- _Direction_
All the data should be repeated exactly. Any image in it is left out.

- _Recorded data_

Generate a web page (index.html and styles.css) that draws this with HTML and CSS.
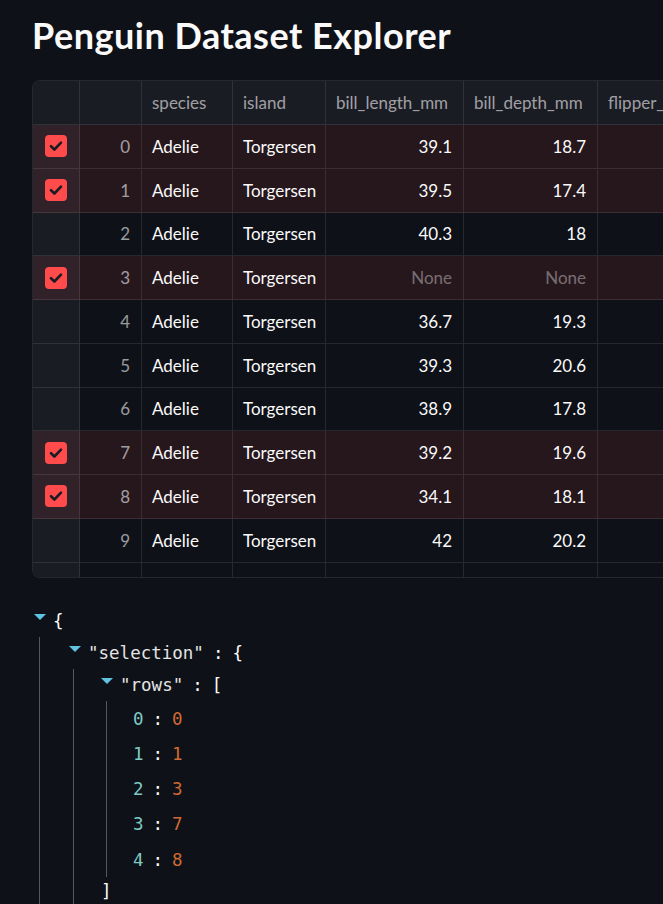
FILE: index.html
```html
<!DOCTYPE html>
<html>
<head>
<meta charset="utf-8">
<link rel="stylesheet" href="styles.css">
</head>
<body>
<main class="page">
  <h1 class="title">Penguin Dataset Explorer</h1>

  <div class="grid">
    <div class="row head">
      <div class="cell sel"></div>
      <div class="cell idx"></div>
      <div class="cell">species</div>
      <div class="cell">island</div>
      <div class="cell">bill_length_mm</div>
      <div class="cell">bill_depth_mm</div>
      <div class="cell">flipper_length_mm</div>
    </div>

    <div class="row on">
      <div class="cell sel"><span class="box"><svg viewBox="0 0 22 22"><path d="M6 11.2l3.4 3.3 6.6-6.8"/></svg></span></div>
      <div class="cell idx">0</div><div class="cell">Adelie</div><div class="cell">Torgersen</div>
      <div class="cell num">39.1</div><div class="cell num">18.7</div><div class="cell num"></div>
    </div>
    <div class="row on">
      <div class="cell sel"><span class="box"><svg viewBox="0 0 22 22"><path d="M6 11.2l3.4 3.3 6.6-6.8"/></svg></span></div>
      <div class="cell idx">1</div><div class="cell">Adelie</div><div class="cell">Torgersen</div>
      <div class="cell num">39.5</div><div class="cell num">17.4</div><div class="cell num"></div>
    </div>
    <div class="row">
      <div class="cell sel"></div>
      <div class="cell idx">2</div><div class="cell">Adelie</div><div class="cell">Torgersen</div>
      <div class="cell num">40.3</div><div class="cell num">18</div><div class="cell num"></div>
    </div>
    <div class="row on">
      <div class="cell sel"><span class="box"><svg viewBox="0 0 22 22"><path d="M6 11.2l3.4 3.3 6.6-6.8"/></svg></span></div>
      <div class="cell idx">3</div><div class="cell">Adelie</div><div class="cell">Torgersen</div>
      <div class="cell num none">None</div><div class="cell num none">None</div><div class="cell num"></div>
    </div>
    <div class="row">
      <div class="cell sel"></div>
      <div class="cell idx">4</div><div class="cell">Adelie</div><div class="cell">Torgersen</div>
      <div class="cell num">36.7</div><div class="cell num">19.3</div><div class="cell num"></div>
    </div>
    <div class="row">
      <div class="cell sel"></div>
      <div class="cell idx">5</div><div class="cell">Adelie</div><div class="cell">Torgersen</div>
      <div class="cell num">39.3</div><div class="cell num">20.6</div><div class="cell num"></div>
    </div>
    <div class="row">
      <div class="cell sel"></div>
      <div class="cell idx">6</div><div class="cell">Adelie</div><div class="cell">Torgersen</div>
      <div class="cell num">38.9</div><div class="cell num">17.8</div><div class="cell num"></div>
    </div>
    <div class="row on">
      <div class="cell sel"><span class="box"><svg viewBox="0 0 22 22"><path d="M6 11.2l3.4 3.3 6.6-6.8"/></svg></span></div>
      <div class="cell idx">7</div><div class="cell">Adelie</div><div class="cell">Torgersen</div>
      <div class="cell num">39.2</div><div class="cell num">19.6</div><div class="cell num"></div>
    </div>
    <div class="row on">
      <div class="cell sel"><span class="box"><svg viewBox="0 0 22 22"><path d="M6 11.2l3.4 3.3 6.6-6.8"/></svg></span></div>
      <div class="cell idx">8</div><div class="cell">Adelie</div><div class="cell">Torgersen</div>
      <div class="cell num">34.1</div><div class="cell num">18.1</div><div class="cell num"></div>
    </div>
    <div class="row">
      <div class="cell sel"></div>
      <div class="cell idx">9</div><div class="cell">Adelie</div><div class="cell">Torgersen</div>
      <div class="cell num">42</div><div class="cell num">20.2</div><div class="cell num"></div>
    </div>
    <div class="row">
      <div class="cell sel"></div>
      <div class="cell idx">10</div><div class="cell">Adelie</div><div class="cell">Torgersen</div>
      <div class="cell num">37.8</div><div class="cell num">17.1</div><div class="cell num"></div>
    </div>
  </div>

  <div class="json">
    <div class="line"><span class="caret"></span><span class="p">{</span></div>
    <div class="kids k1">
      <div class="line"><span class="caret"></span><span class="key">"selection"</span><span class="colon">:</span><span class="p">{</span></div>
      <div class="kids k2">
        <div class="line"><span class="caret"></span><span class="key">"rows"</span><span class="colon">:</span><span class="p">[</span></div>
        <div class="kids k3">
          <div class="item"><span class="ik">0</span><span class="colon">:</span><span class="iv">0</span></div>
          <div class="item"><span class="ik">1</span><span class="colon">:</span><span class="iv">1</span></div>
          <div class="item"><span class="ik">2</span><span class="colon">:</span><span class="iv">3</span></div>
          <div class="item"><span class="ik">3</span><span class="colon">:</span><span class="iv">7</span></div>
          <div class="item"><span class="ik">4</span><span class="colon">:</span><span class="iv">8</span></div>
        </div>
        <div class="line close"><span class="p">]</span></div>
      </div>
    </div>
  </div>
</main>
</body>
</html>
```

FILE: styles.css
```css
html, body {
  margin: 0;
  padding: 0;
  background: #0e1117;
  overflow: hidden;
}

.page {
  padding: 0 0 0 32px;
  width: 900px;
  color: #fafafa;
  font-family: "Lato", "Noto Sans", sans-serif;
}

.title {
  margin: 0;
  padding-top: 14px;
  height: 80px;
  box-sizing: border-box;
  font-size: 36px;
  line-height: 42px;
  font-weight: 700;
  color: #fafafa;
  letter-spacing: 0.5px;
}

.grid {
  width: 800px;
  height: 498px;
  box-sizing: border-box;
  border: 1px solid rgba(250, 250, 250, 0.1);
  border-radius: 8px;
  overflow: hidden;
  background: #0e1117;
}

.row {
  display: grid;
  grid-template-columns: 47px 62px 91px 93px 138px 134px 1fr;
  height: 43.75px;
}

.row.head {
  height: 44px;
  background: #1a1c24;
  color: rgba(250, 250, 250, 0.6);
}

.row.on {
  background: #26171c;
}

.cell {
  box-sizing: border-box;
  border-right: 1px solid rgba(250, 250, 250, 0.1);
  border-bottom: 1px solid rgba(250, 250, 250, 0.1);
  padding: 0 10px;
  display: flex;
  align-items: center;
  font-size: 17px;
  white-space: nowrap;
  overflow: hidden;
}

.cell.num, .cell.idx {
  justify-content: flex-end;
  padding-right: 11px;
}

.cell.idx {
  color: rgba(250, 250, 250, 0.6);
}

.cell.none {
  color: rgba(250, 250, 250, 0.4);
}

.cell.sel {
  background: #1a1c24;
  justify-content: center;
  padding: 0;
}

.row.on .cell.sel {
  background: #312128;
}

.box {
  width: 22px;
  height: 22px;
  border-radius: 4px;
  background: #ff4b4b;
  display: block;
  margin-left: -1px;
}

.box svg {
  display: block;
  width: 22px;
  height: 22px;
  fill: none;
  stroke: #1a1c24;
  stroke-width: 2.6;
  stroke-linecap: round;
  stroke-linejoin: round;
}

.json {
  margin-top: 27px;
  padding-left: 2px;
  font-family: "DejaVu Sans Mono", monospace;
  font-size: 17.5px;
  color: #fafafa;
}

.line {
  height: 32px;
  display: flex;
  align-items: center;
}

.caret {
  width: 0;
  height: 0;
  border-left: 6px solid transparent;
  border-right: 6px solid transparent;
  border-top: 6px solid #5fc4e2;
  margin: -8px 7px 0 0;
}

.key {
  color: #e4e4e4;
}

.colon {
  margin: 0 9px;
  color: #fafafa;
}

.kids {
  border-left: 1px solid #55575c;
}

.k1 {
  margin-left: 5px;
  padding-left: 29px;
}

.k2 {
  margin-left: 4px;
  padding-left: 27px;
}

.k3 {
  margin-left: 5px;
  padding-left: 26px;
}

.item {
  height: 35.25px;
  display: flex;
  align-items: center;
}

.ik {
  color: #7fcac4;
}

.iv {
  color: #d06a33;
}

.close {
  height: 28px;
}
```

- _Final result_
Generate a web page (index.html and styles.css) that draws this with HTML and CSS.
FILE: index.html
```html
<!DOCTYPE html>
<html>
<head>
<meta charset="utf-8">
<link rel="stylesheet" href="styles.css">
</head>
<body>
<main class="page">
  <h1 class="title">Penguin Dataset Explorer</h1>

  <div class="grid">
    <div class="row head">
      <div class="cell sel"></div>
      <div class="cell idx"></div>
      <div class="cell">species</div>
      <div class="cell">island</div>
      <div class="cell">bill_length_mm</div>
      <div class="cell">bill_depth_mm</div>
      <div class="cell">flipper_length_mm</div>
    </div>

    <div class="row on">
      <div class="cell sel"><span class="box"><svg viewBox="0 0 22 22"><path d="M6 11.2l3.4 3.3 6.6-6.8"/></svg></span></div>
      <div class="cell idx">0</div><div class="cell">Adelie</div><div class="cell">Torgersen</div>
      <div class="cell num">39.1</div><div class="cell num">18.7</div><div class="cell num"></div>
    </div>
    <div class="row on">
      <div class="cell sel"><span class="box"><svg viewBox="0 0 22 22"><path d="M6 11.2l3.4 3.3 6.6-6.8"/></svg></span></div>
      <div class="cell idx">1</div><div class="cell">Adelie</div><div class="cell">Torgersen</div>
      <div class="cell num">39.5</div><div class="cell num">17.4</div><div class="cell num"></div>
    </div>
    <div class="row">
      <div class="cell sel"></div>
      <div class="cell idx">2</div><div class="cell">Adelie</div><div class="cell">Torgersen</div>
      <div class="cell num">40.3</div><div class="cell num">18</div><div class="cell num"></div>
    </div>
    <div class="row on">
      <div class="cell sel"><span class="box"><svg viewBox="0 0 22 22"><path d="M6 11.2l3.4 3.3 6.6-6.8"/></svg></span></div>
      <div class="cell idx">3</div><div class="cell">Adelie</div><div class="cell">Torgersen</div>
      <div class="cell num none">None</div><div class="cell num none">None</div><div class="cell num"></div>
    </div>
    <div class="row">
      <div class="cell sel"></div>
      <div class="cell idx">4</div><div class="cell">Adelie</div><div class="cell">Torgersen</div>
      <div class="cell num">36.7</div><div class="cell num">19.3</div><div class="cell num"></div>
    </div>
    <div class="row">
      <div class="cell sel"></div>
      <div class="cell idx">5</div><div class="cell">Adelie</div><div class="cell">Torgersen</div>
      <div class="cell num">39.3</div><div class="cell num">20.6</div><div class="cell num"></div>
    </div>
    <div class="row">
      <div class="cell sel"></div>
      <div class="cell idx">6</div><div class="cell">Adelie</div><div class="cell">Torgersen</div>
      <div class="cell num">38.9</div><div class="cell num">17.8</div><div class="cell num"></div>
    </div>
    <div class="row on">
      <div class="cell sel"><span class="box"><svg viewBox="0 0 22 22"><path d="M6 11.2l3.4 3.3 6.6-6.8"/></svg></span></div>
      <div class="cell idx">7</div><div class="cell">Adelie</div><div class="cell">Torgersen</div>
      <div class="cell num">39.2</div><div class="cell num">19.6</div><div class="cell num"></div>
    </div>
    <div class="row on">
      <div class="cell sel"><span class="box"><svg viewBox="0 0 22 22"><path d="M6 11.2l3.4 3.3 6.6-6.8"/></svg></span></div>
      <div class="cell idx">8</div><div class="cell">Adelie</div><div class="cell">Torgersen</div>
      <div class="cell num">34.1</div><div class="cell num">18.1</div><div class="cell num"></div>
    </div>
    <div class="row">
      <div class="cell sel"></div>
      <div class="cell idx">9</div><div class="cell">Adelie</div><div class="cell">Torgersen</div>
      <div class="cell num">42</div><div class="cell num">20.2</div><div class="cell num"></div>
    </div>
    <div class="row">
      <div class="cell sel"></div>
      <div class="cell idx">10</div><div class="cell">Adelie</div><div class="cell">Torgersen</div>
      <div class="cell num">37.8</div><div class="cell num">17.1</div><div class="cell num"></div>
    </div>
  </div>

  <div class="json">
    <div class="line"><span class="caret"></span><span class="p">{</span></div>
    <div class="kids k1">
      <div class="line"><span class="caret"></span><span class="key">"selection"</span><span class="colon">:</span><span class="p">{</span></div>
      <div class="kids k2">
        <div class="line"><span class="caret"></span><span class="key">"rows"</span><span class="colon">:</span><span class="p">[</span></div>
        <div class="kids k3">
          <div class="item"><span class="ik">0</span><span class="colon">:</span><span class="iv">0</span></div>
          <div class="item"><span class="ik">1</span><span class="colon">:</span><span class="iv">1</span></div>
          <div class="item"><span class="ik">2</span><span class="colon">:</span><span class="iv">3</span></div>
          <div class="item"><span class="ik">3</span><span class="colon">:</span><span class="iv">7</span></div>
          <div class="item"><span class="ik">4</span><span class="colon">:</span><span class="iv">8</span></div>
        </div>
        <div class="line close"><span class="p">]</span></div>
      </div>
    </div>
  </div>
</main>
</body>
</html>
```

FILE: styles.css
```css
html, body {
  margin: 0;
  padding: 0;
  background: #0e1117;
  overflow: hidden;
}

.page {
  padding: 0 0 0 32px;
  width: 900px;
  color: #fafafa;
  font-family: "Lato", "Noto Sans", sans-serif;
}

.title {
  margin: 0;
  padding-top: 14px;
  height: 80px;
  box-sizing: border-box;
  font-size: 36px;
  line-height: 42px;
  font-weight: 700;
  color: #fafafa;
  letter-spacing: 0.5px;
}

.grid {
  width: 800px;
  height: 498px;
  box-sizing: border-box;
  border: 1px solid rgba(250, 250, 250, 0.1);
  border-radius: 8px;
  overflow: hidden;
  background: #0e1117;
}

.row {
  display: grid;
  grid-template-columns: 47px 62px 91px 93px 138px 134px 1fr;
  height: 43.75px;
}

.row.head {
  height: 44px;
  background: #1a1c24;
  color: rgba(250, 250, 250, 0.6);
}

.row.on {
  background: #26171c;
}

.cell {
  box-sizing: border-box;
  border-right: 1px solid rgba(250, 250, 250, 0.1);
  border-bottom: 1px solid rgba(250, 250, 250, 0.1);
  padding: 0 10px;
  display: flex;
  align-items: center;
  font-size: 17px;
  white-space: nowrap;
  overflow: hidden;
}

.cell.num, .cell.idx {
  justify-content: flex-end;
  padding-right: 11px;
}

.cell.idx {
  color: rgba(250, 250, 250, 0.6);
}

.cell.none {
  color: rgba(250, 250, 250, 0.4);
}

.cell.sel {
  background: #1a1c24;
  justify-content: center;
  padding: 0;
}

.row.on .cell.sel {
  background: #312128;
}

.box {
  width: 22px;
  height: 22px;
  border-radius: 4px;
  background: #ff4b4b;
  display: block;
  margin-left: -1px;
}

.box svg {
  display: block;
  width: 22px;
  height: 22px;
  fill: none;
  stroke: #1a1c24;
  stroke-width: 2.6;
  stroke-linecap: round;
  stroke-linejoin: round;
}

.json {
  margin-top: 27px;
  padding-left: 2px;
  font-family: "DejaVu Sans Mono", monospace;
  font-size: 17.5px;
  color: #fafafa;
}

.line {
  height: 32px;
  display: flex;
  align-items: center;
}

.caret {
  width: 0;
  height: 0;
  border-left: 6px solid transparent;
  border-right: 6px solid transparent;
  border-top: 6px solid #5fc4e2;
  margin: -8px 7px 0 0;
}

.key {
  color: #e4e4e4;
}

.colon {
  margin: 0 9px;
  color: #fafafa;
}

.kids {
  border-left: 1px solid #55575c;
}

.k1 {
  margin-left: 5px;
  padding-left: 29px;
}

.k2 {
  margin-left: 4px;
  padding-left: 27px;
}

.k3 {
  margin-left: 5px;
  padding-left: 26px;
}

.item {
  height: 35.25px;
  display: flex;
  align-items: center;
}

.ik {
  color: #7fcac4;
}

.iv {
  color: #d06a33;
}

.close {
  height: 28px;
}
```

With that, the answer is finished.